**INSTRUCTIONS FOR THE TASK**
Give the count of lines containing the string "index", with no other output.

──────── GIVEN DATA

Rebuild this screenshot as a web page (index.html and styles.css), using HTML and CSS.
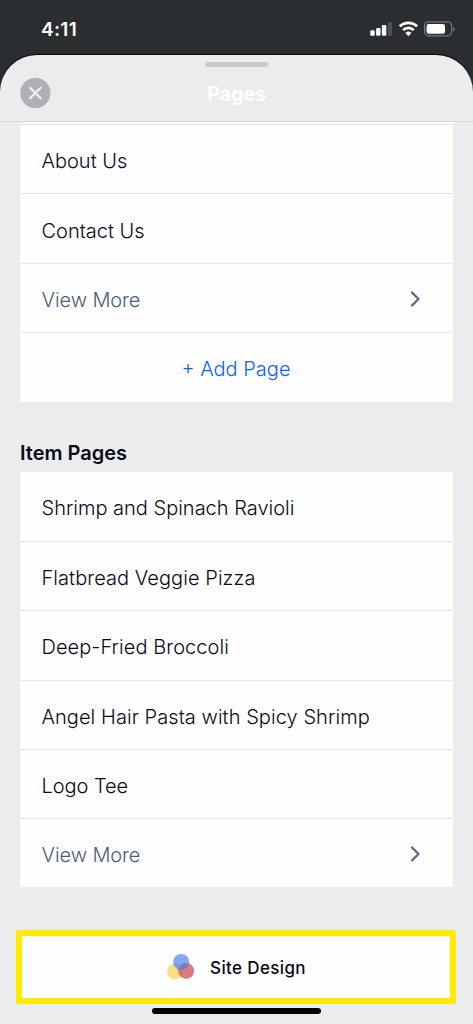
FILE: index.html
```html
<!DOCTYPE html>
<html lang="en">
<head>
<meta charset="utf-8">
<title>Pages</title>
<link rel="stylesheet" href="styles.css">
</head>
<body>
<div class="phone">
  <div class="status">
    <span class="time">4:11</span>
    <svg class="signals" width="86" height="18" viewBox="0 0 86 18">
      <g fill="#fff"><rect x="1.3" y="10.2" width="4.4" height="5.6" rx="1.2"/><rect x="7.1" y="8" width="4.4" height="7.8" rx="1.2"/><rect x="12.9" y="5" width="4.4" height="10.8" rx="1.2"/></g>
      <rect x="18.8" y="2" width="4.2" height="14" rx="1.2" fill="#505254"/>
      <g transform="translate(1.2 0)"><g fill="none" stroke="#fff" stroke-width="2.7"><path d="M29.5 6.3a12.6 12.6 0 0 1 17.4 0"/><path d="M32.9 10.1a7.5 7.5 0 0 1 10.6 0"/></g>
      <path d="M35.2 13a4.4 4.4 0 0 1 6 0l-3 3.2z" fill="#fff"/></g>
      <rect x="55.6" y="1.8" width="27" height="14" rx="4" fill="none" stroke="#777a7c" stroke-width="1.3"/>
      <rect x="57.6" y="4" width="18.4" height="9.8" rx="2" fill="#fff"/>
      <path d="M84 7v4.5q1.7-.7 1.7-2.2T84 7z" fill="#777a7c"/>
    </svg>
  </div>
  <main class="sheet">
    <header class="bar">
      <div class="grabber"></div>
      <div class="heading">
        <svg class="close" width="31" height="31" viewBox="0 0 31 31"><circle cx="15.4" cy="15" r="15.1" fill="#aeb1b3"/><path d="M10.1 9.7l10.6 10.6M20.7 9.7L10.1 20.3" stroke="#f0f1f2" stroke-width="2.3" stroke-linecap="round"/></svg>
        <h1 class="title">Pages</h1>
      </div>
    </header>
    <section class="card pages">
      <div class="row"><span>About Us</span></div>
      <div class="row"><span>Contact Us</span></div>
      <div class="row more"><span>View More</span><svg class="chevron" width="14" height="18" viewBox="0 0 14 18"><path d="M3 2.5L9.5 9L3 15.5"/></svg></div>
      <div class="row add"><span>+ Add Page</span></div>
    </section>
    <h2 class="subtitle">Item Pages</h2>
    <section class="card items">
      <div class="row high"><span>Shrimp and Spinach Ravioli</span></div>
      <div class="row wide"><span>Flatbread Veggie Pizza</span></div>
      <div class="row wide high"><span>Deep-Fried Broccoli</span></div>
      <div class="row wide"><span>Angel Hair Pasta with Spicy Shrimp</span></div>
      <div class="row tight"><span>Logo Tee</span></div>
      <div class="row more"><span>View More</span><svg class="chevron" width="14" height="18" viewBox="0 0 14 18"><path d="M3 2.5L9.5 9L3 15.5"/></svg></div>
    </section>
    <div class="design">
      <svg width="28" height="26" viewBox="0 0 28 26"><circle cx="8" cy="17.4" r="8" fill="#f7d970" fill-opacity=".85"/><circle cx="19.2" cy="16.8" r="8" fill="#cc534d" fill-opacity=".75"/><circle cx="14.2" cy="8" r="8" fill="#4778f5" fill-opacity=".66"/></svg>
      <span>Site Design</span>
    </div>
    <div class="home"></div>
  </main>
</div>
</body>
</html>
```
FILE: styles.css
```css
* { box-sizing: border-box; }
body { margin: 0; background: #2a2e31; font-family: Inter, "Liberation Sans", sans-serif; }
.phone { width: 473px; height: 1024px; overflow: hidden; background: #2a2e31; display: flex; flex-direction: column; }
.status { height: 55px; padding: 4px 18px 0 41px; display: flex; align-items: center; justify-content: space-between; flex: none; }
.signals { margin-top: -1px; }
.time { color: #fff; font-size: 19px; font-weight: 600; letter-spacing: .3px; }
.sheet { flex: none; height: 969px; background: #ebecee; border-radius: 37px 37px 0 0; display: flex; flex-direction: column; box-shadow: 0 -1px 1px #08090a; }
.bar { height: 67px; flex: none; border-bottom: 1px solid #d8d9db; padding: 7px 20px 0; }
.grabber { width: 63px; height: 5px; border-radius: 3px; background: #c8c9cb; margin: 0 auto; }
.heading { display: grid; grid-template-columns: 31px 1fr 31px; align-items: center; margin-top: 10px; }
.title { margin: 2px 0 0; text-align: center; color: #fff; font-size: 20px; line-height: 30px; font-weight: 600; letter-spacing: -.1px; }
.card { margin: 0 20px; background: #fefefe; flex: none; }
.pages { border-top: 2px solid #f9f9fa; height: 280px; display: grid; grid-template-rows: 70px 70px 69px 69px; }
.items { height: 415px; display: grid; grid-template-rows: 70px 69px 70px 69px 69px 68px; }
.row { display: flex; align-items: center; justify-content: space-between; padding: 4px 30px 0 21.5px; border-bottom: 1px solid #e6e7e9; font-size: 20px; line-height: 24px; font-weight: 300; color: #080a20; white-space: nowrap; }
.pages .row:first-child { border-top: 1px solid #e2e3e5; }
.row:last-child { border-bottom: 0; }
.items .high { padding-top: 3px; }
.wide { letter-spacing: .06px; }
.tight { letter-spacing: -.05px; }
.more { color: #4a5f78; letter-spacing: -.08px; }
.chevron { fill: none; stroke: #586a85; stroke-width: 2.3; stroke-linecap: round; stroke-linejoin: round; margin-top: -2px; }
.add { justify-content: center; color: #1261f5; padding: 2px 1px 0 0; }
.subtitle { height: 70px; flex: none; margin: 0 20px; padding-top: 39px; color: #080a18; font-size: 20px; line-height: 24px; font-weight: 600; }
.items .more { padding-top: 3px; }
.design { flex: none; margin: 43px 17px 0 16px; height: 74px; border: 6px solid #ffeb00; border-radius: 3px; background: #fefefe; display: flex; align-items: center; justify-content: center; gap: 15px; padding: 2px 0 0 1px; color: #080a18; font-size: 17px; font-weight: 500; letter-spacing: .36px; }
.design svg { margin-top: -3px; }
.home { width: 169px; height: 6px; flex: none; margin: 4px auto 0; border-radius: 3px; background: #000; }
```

────────────────

**THE SOLUTION**
2